Monday, December 31, 2012

Good Hair Day

Last week, we looked at some guys who were a little tonsorially challenged.  This week, we take a look at some guys who may have gone a little overboard in the other direction.  

Instead of not knowing what a comb is for, these fellas seem to have spent a little too much time at their stylist’s and taken a few too many haircare products home with them.  So, put those combs down guys, step away from the mirror, and let’s see how you look …


Nothing too unusual here.  In fact, poor Bruce doesn’t have a lot to work with, does he?  For you geography nerds out there, though, doesn’t his ‘do look a lot like Antarctica?

Bruce Brubaker played in two – count ‘em, two – major league games.  In those two games, he pitched 3 1/3 innings, faced 16 batters, and gave up five hits, five runs, and two homers.  Hence his less-than-stellar 13.50 ERA and 1.80 WHIP.  Over a full season, tells me Bruce would have given up 68 dingers.  Ouch!

I believe it’s called a “pompadour.”  I also believe it makes Gino look like a dinosaur, one of those dinosaurs that had a huge bump on their head that they used for cooling themselves down, or attracting mates, or battling others of their species, or something like that.  

We’ve met Gino Cimoli before, where he was missing some important parts of his anatomy.  In that post, I also mentioned that Gino, a San Francisco native, was the first MLB player to bat on the West Coast, in a game in San Fran.  I may have neglected to mention that he also struck out.


Chuck’s done a really nice job hiding that nasty point on the top of his head, don’t you think?

Chuck Harrison was up for five years, but only started in one.  Overall, he finished with over 1000 at bats, but had only 17 homers and a .238 average.

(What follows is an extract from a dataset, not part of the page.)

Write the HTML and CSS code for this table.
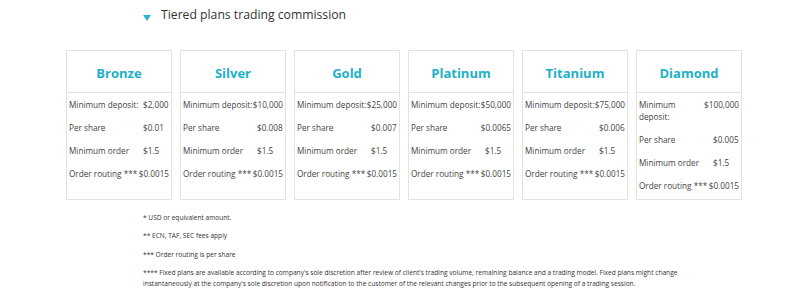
FILE: index.html
```html
<!DOCTYPE html>
<html>
<head>
<meta charset="utf-8">
<link rel="stylesheet" href="styles.css">
</head>
<body>
<div class="page">
  <h2 class="section-title"><span class="caret"></span>Tiered plans trading commission</h2>
  <div class="plans">
    <div class="plan">
      <div class="plan-head">Bronze</div>
      <div class="row"><span class="label">Minimum deposit:</span><span class="value">$2,000</span></div>
      <div class="row"><span class="label">Per share</span><span class="value">$0.01</span></div>
      <div class="row"><span class="label">Minimum order</span><span class="value">$1.5</span></div>
      <div class="row"><span class="label">Order routing ***</span><span class="value">$0.0015</span></div>
    </div>
    <div class="plan">
      <div class="plan-head">Silver</div>
      <div class="row"><span class="label">Minimum deposit:</span><span class="value">$10,000</span></div>
      <div class="row"><span class="label">Per share</span><span class="value">$0.008</span></div>
      <div class="row"><span class="label">Minimum order</span><span class="value">$1.5</span></div>
      <div class="row"><span class="label">Order routing ***</span><span class="value">$0.0015</span></div>
    </div>
    <div class="plan">
      <div class="plan-head">Gold</div>
      <div class="row"><span class="label">Minimum deposit:</span><span class="value">$25,000</span></div>
      <div class="row"><span class="label">Per share</span><span class="value">$0.007</span></div>
      <div class="row"><span class="label">Minimum order</span><span class="value">$1.5</span></div>
      <div class="row"><span class="label">Order routing ***</span><span class="value">$0.0015</span></div>
    </div>
    <div class="plan">
      <div class="plan-head">Platinum</div>
      <div class="row"><span class="label">Minimum deposit:</span><span class="value">$50,000</span></div>
      <div class="row"><span class="label">Per share</span><span class="value">$0.0065</span></div>
      <div class="row"><span class="label">Minimum order</span><span class="value">$1.5</span></div>
      <div class="row"><span class="label">Order routing ***</span><span class="value">$0.0015</span></div>
    </div>
    <div class="plan">
      <div class="plan-head">Titanium</div>
      <div class="row"><span class="label">Minimum deposit:</span><span class="value">$75,000</span></div>
      <div class="row"><span class="label">Per share</span><span class="value">$0.006</span></div>
      <div class="row"><span class="label">Minimum order</span><span class="value">$1.5</span></div>
      <div class="row"><span class="label">Order routing ***</span><span class="value">$0.0015</span></div>
    </div>
    <div class="plan">
      <div class="plan-head">Diamond</div>
      <div class="row"><span class="label">Minimum deposit:</span><span class="value">$100,000</span></div>
      <div class="row"><span class="label">Per share</span><span class="value">$0.005</span></div>
      <div class="row"><span class="label">Minimum order</span><span class="value">$1.5</span></div>
      <div class="row"><span class="label">Order routing ***</span><span class="value">$0.0015</span></div>
    </div>
  </div>
  <div class="notes">
    <p>* USD or equivalent amount.</p>
    <p>** ECN, TAF, SEC fees apply</p>
    <p>*** Order routing is per share</p>
    <p>**** Fixed plans are available according to company's sole discretion after review of client's trading volume, remaining balance and a trading model. Fixed plans might change instantaneously at the company's sole discretion upon notification to the customer of the relevant changes prior to the subsequent opening of a trading session.</p>
  </div>
</div>
</body>
</html>
```

FILE: styles.css
```css
html, body {
  margin: 0;
  padding: 0;
  background: #ffffff;
}

body {
  font-family: "Open Sans", "Noto Sans", sans-serif;
  color: #333333;
}

.page {
  width: 800px;
}

.section-title {
  margin: 0;
  padding: 6px 0 0 143px;
  height: 50px;
  box-sizing: border-box;
  font-size: 12.2px;
  font-weight: 400;
  line-height: 18px;
  color: #333333;
  display: flex;
  align-items: flex-start;
}

.caret {
  width: 0;
  height: 0;
  border-left: 4px solid transparent;
  border-right: 4px solid transparent;
  border-top: 6px solid #2ab4cb;
  margin: 9px 10px 0 0;
}

.plans {
  margin-left: 66px;
  width: 676px;
  display: grid;
  grid-template-columns: repeat(6, 1fr);
  column-gap: 8px;
}

.plan {
  border: 1px solid #e3e3e3;
  padding: 0 2px 2px 2px;
  min-height: 150px;
  box-sizing: border-box;
}

.plan-head {
  height: 42px;
  margin: 0 -2px;
  padding-top: 2px;
  border-bottom: 1px solid #e3e3e3;
  box-sizing: border-box;
  display: flex;
  align-items: center;
  justify-content: center;
  font-size: 13px;
  font-weight: 700;
  color: #20b1c7;
}

.row {
  display: flex;
  justify-content: space-between;
  align-items: flex-start;
  padding: 5.5px 0;
  font-size: 8.2px;
  line-height: 12px;
  color: #444444;
}

.label {
  min-width: 0;
}

.value {
  flex: none;
  min-width: 26px;
  text-align: left;
}

.notes {
  margin-left: 143px;
  width: 556px;
  padding-top: 4px;
  font-size: 6.6px;
  line-height: 11px;
  color: #333333;
}

.notes p {
  margin: 7.5px 0;
}
```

Not really what you want for your corner infielder.

Found an old article about Chuck in Baseball Digest, from 1967. It’s all about his search for a batting stance he could settle on.  It also mentions that his nickname was “Pound Cake.” Man, I used to love that magazine.


I believe it’s called a “marcel.”  And I also believe it makes Gary look like an ankylosaurus.  

Not a bad pitcher, Gary Bell finished with over 100 wins and a 3.68 ERA, and was also a three-time All Star.  He may be more famous for being Jim Bouton’s roommate in Ball Four.  For fans of the book, Gary was behind the catchphrases “smoke ‘em inside” and “poor devil.”  God, I loved that book.

And, yes, his nickname was “Ding Dong.”

Derrell always leaned a little to the left.  In fact, sometimes he fell over.

Derrell Griffith showed some promise, having shined in the minors, then in his first year in the bigs.  As an MLB rookie, Derrell was second on the Dodgers with a .290 average.  

After that, though, pretty much everything fell apart.  The next year, he hit .171.  The year after that, he hit .067. And that was pretty much that.


Remember those plastic wigs from the back pages of those comics you used to read when you were a kid?  No???  Well, John sure did.

Wikipedia lists six different John O’Donoghues.  Only our John and his son (another major league pitcher) were not from the Old Sod.  

John Sr. saw a little more action than John Jr.  Dad was up for nine years with five clubs and tallied 751 innings (though with a woeful 39-55 record).  Junior was up for one year, pitching 19 innings and finishing with an 0-1 record.


Hey, it’s Travis Bickle.  Hi Travis!

Joe Nossek (great name) was up for six years in the bigs, but only totaled a single season’s worth of at-bats.  In those 579 at-bats, he “hit” .228, and “clubbed” three homers.

His coaching career, on the other hand, outlasted his playing career by 14 years.  He was most famous for his ability to steal signs

I have no idea what he thought about Jodie Foster.  Sorry.


Vic Roznovsky was known as the Blond Liberace.

Hey, we haven’t had a classic backup catcher in awhile, have we?  Well, here you are ...  Five years, only one time over 100 at-bats, .218 career average.

There’s a site out there that says Vic was something of a “lady killer.”  Yeah, I’m sure all those elderly ladies from Cleveland and Chicago all thought his piano-playing was just divine.


Lum knew he was a looker.  Just look at that shit-eating grin, would ya.  Just give Lum a comb and some Brylcreem, and he’s ready to show those young kids a thing or two.  Hey, hey, hey …

As a player, Lum Harris got in six forgettable years, almost all with the A’s and almost all during WWII.  He led the AL in losses in 1943, going 7-21.

As a manager, Harris was good for eight years, finishing 466-488.  Most of that was with the Braves, whom he led to a division title in ’69 before losing to the Miracle Mets in the NL championship.

Lum , huh?  Well, I guess that’s better than his given name, “Chalmer Luman.”  Didn’t anybody ever hear of “Skip” or “Buck” or “Sparky” around here?


  1. Bruce Brubaker's 'do looks like the Australian island state of Tasmania!

  2. Nah, definitely Antarctica:

  3. Oh you're killin me. Especially the dino stuff!